Hatta beni zorlayacak olursanız bazı bayanların kısa sürede mümkün olduğunca fazla sayıda erkekle bir arada olmalarının genelde toplumsal barışı sağlayıcı rolü olduğunu bile kabul edebilirim.
Durum böyleyken, beraber olunan sekiz erkeğin hepsinin de aynı anda kısır olmaları mümkün olamayacağına göre kızın aradığı aslında ‘‘baba adayı’’ değil evlenecek adam.
Değil mi yani; Aristo mantığı bu sonucu kaçınılmaz kılmıyor mu?
(Eğer adamların sekizi de kısırsa o zaman şu baz istasyonlarını gerçekten sokaklardan kaldırmanın zamanı çoktan gelip de geçiyor, bunu da bilin.)
* * *
Bizim Türkiye'de son olarak kullanılmaya başlanan bir başka kavram da ‘‘yeni aşk’’ kavramı.
Adam bir hafta önce bir kadınla birlikte gözüküyor. Flaşlar patlıyor ve gazetelerde bu ‘‘Falanca adamın aşkı’’ olarak halkımıza duyuruluyor.
10 gün sonra adam tabii ki yeni bir kadınla başka bir kulüpte bu sefer. Yine flaşlar patlıyor ve ertesi gün gazetelerde bu önemli haber ‘‘Falancanın YENİ aşkı’’ olarak tarihin sayfalarına geçiriliyor.
Yine bu olayı ‘‘Bir kısım Türkler’’i anlamadan okuyanlar ‘‘Vay canına be, bizim bilmediğimiz Türkiye'de millet amma da sık ve kolay áşık oluyor, helal olsun onlara’’ diye düşünebilir.
Tabii durum böyle değil. Gözümüzün önünde yaşanan şey tamamen farklı, bunu herkes biliyor ve yine her seferinde olay ‘‘aşk’’ olarak adlandırılarak, yaşanan olayın akla getirdiği ilk ve tabii ki doğru olan kavram literatürden bir çırpıda siliniveriyor.
* * *
Zincirleme yaşanan ‘‘aşk’’lar, aranıp da bulunamayan ‘‘baba adayları’’.
Onların hayatı bu şekilde sürüp gidiyor. Hiç bitip tükenmeyen bir mücadele var bu tür yaşamlarda. Amaç belli değil ama müthiş bir mücadelenin sürüp gittiğini de gazetelerden okuyabilirsiniz.
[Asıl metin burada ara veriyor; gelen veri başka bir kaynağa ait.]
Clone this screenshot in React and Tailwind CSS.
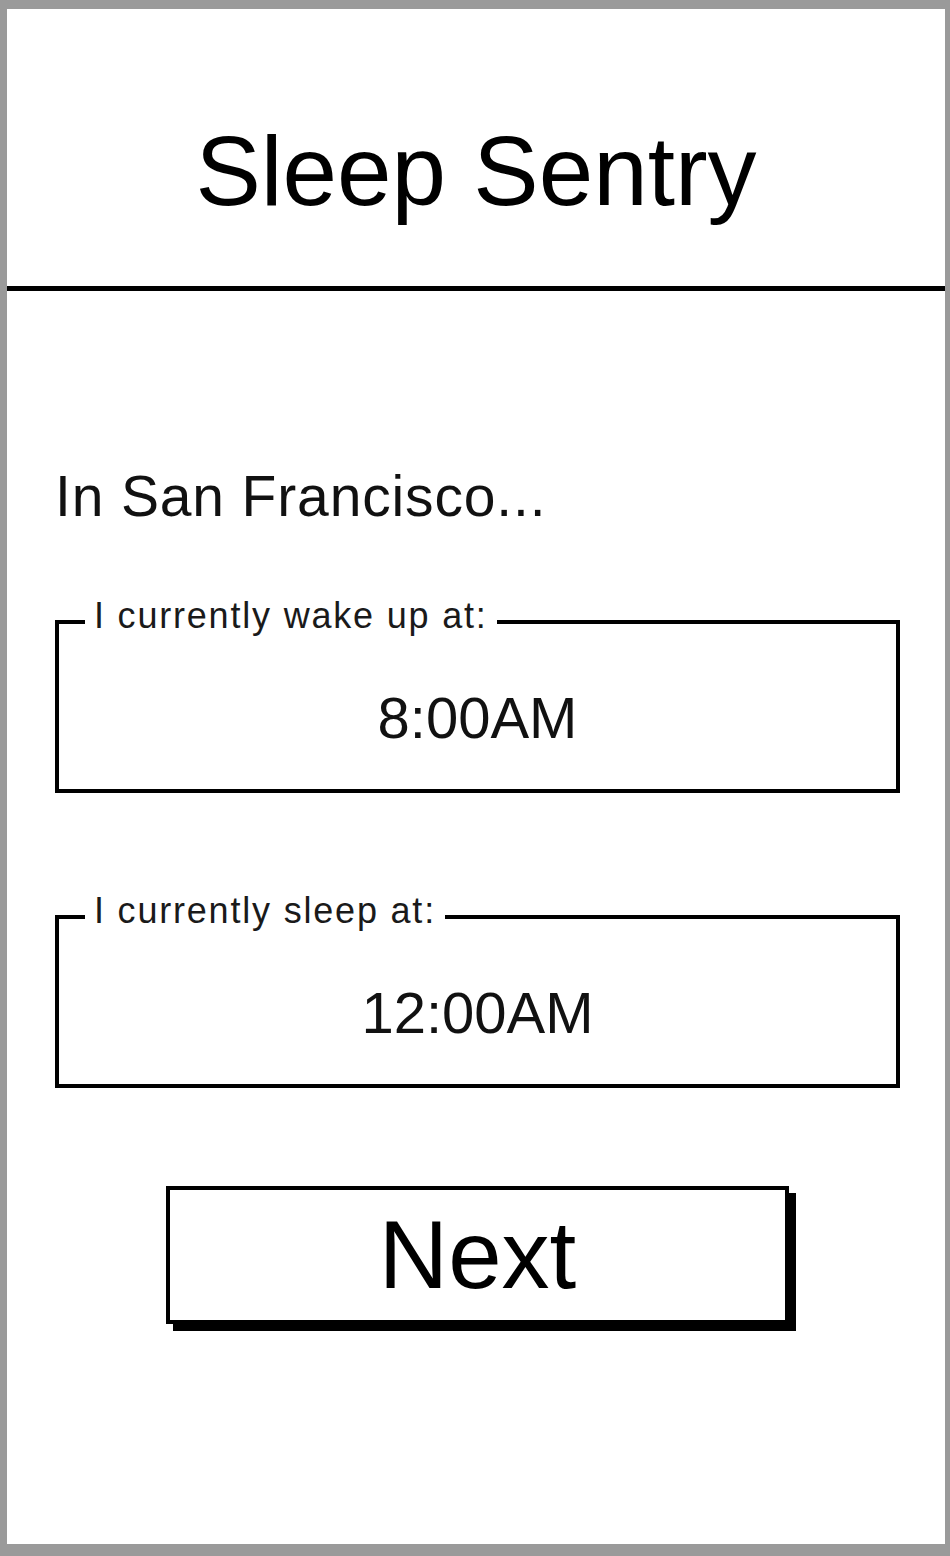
import React from 'react';

const TimeField = ({ label, value, className = '' }) => (
  <fieldset className={`border-4 border-black ${className}`}>
    <legend className="ml-[26px] px-[9px] pb-[12px] text-[36px] leading-none tracking-[0.05em] text-[#1a1a1a]">
      {label}
    </legend>
    <div className="h-[143px] flex items-center justify-center">
      <span className="text-[58px] leading-none text-[#111]">{value}</span>
    </div>
  </fieldset>
);

const App = () => {
  return (
    <div
      className="w-[950px] h-[1556px] bg-white border-[#9a9a9a] border-t-[9px] border-l-[7px] border-r-[5px] border-b-[12px] flex flex-col"
      style={{ fontFamily: '"Liberation Sans", Arial, sans-serif' }}
    >
      {/* Header */}
      <header className="h-[282px] border-b-[5px] border-black pt-[113px] text-center">
        <h1 className="text-[98px] leading-none text-black">Sleep Sentry</h1>
      </header>

      {/* Form */}
      <main className="pl-[48px] pr-[45px] flex flex-col">
        <h2 className="mt-[177px] text-[57px] leading-none tracking-[0.015em] text-[#111]">
          In San Francisco...
        </h2>

        <TimeField className="mt-[73px]" label="I currently wake up at:" value="8:00AM" />
        <TimeField className="mt-[100px]" label="I currently sleep at:" value="12:00AM" />

        <div className="mt-[98px] flex justify-center">
          <button className="w-[623px] h-[138px] bg-white border-4 border-black shadow-[7px_7px_0_0_#000] flex items-center justify-center text-[96px] leading-none text-black">
            Next
          </button>
        </div>
      </main>
    </div>
  );
};

export default App;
Bütün bu olay aslında kısıtlı sayıda insan arasında yaşandığı için de doğal olarak herkes birbirinden haberdar.
‘‘Repeat’’ler de oluyor ‘‘aşk’’lar arasında kaçınılmaz olarak. Bazen işler de karışıyor. O onun adamıyla, bu da onun sevgilisiyle bir süre aşk yaşıyor, ama Allah'tan hiçbir aşk 20 günden fazla sürmediği için trafikteki karışıklık kısa sürede düzenleniyor.
Her şey normale dönüyor, ötekisiyle, bizimkiyle bütün Türkiye ‘‘Bir kısım Türkler’’i izlemeye devam ediyor.